Auto industry, utilities, environmental and advocacy groups unite behind the promise of a cleaner future. 

Washington, D.C. - The Alliance for Automotive Innovation (Auto Innovators) today hosted a dialogue about the comprehensive approach needed for a successful transition to an electrified transportation future. The event focused on the conditions necessary to expand EV adoption, including the roles of various stakeholders to make the widespread deployment of electric vehicles in the U.S. possible.

“To make the transition to EVs smoothly and successfully, we need to do more than build the vehicles. While consumers are increasingly receptive to EVs, there are still some hesitancies. Foremost among them, concerns about being able to recharge their vehicles whenever and wherever they drive them.

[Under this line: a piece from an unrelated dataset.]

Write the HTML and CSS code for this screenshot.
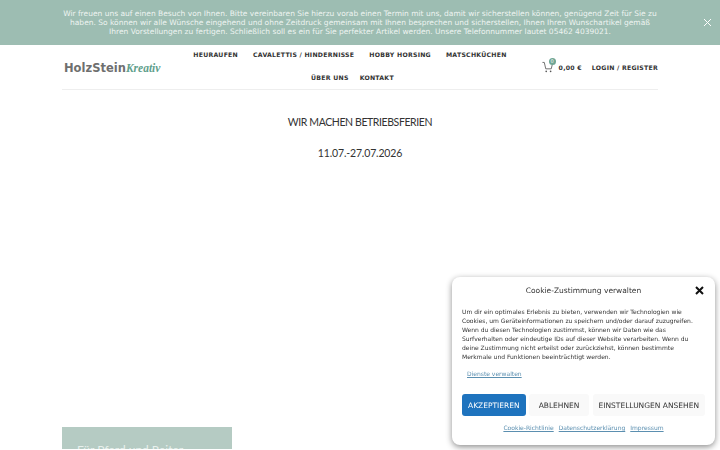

Collaboration from both the public and private sectors is necessary to meet the challenge of transitioning America’s fleet to electric,” Auto Innovators President and CEO John Bozzella said.

Joining Auto Innovators’ John Bozzella for the digital event were Max Baumhefner, Senior Attorney, Climate & Clean Energy Program at the Natural Resources Defense Council (NRDC); Maria S. Bocanegra, Commissioner of the Illinois Commerce Commission; Kellen Schefter, Director of Electric Transportation at Edison Electric Institute (EEI); and Terry Travis, Managing Partner and Co-founder at EVNoire.

“Charging infrastructure has to become more ubiquitous, very similar to how an individual gets into an internal combustion vehicle they know there’s going to be a gas station in some range or distance, we have to make charging infrastructure more visible, we have to make it more inclusive, and as we’re planning this we have to have impacted voices at the table,” EVNoire’s Terry Travis said.

In addition to the need for widespread access to EV technologies, panelists discussed utility customers and how the benefits of a cleaner future can be realized by all, in terms of renewable energy integration to the electric grid as well as the opportunities if leveraged correctly that EVs hold for the grid.

“I think the question for all of us is how do we take electrification and actually make that a symbiotic relationship and not a challenge. You have this big resource coming onto the system in the form of EVs, now we could potentially leverage it,” EEI’s Kellen Schefter said. “We want to make sure we are putting the EV load on the system in a way that’s beneficial for the whole system – while this whole other transformation is taking place with much more solar, much more wind, and other renewable resources that need to be integrated and managed.”

The event offered interesting perspectives from the state and regulator side.

“It’s not just public-private partnerships, it’s even state agencies communicating with one another as to how they might be handling either state funds or federal funds or dispensing with certain statutory mandates,” Commissioner Maria Bocanegra said. “As commissioners we want to know, what are the other investment opportunities out there, and where can our utilities make these investments at the least cost ultimately to ratepayers.”

While discussing supply chain considerations, panelists touched on recycling and repurposing prospects for vehicles.

“We have a good track record here in the automotive industry that we can build upon. And these huge batteries that individual customers are buying could be a huge grid asset,” NRDC’s Max Baumhefner said. “That symbiotic relationship between cleaning up the grid and using the batteries on wheels to lower the cost of doing so is very much real, and it’s something that we hope to expand upon.”

The recently released EV Infrastructure Guiding Principles focus on the importance of infrastructure investments and developments, including legislative and utility-based processes and policies that will support more customers as they buy or lease EVs.

“As industry and other stakeholders continue to work together, battery electric vehicles, plug in hybrid electric vehicles, hydrogen fuel cell vehicles, all have a role to play in the transition. Car companies are responding to consumer needs in different segments and in different regions where different technologies might be favored or more effective for consumers. But working through those things is really going to require collaboration, and Auto Innovators looks forward to continuing efforts to reach a cleaner, safer, and smarter transportation future,” Auto Innovator’s Bozzella said.

With new designs and technologies changing the future of personal mobility, automakers are working to bring consumers the safest, cleanest, and most advanced vehicles possible. In addition to today’s Future Driven Forum and the EV Infrastructure Guiding Principles, Auto Innovators has continued to host important conversations and outline key measures needed for the success of a competitive auto industry in a series of documents including the Driver Monitoring Principles, the Electric Vehicle Agenda, the Innovation Agenda, and the AV Policy Roadmap.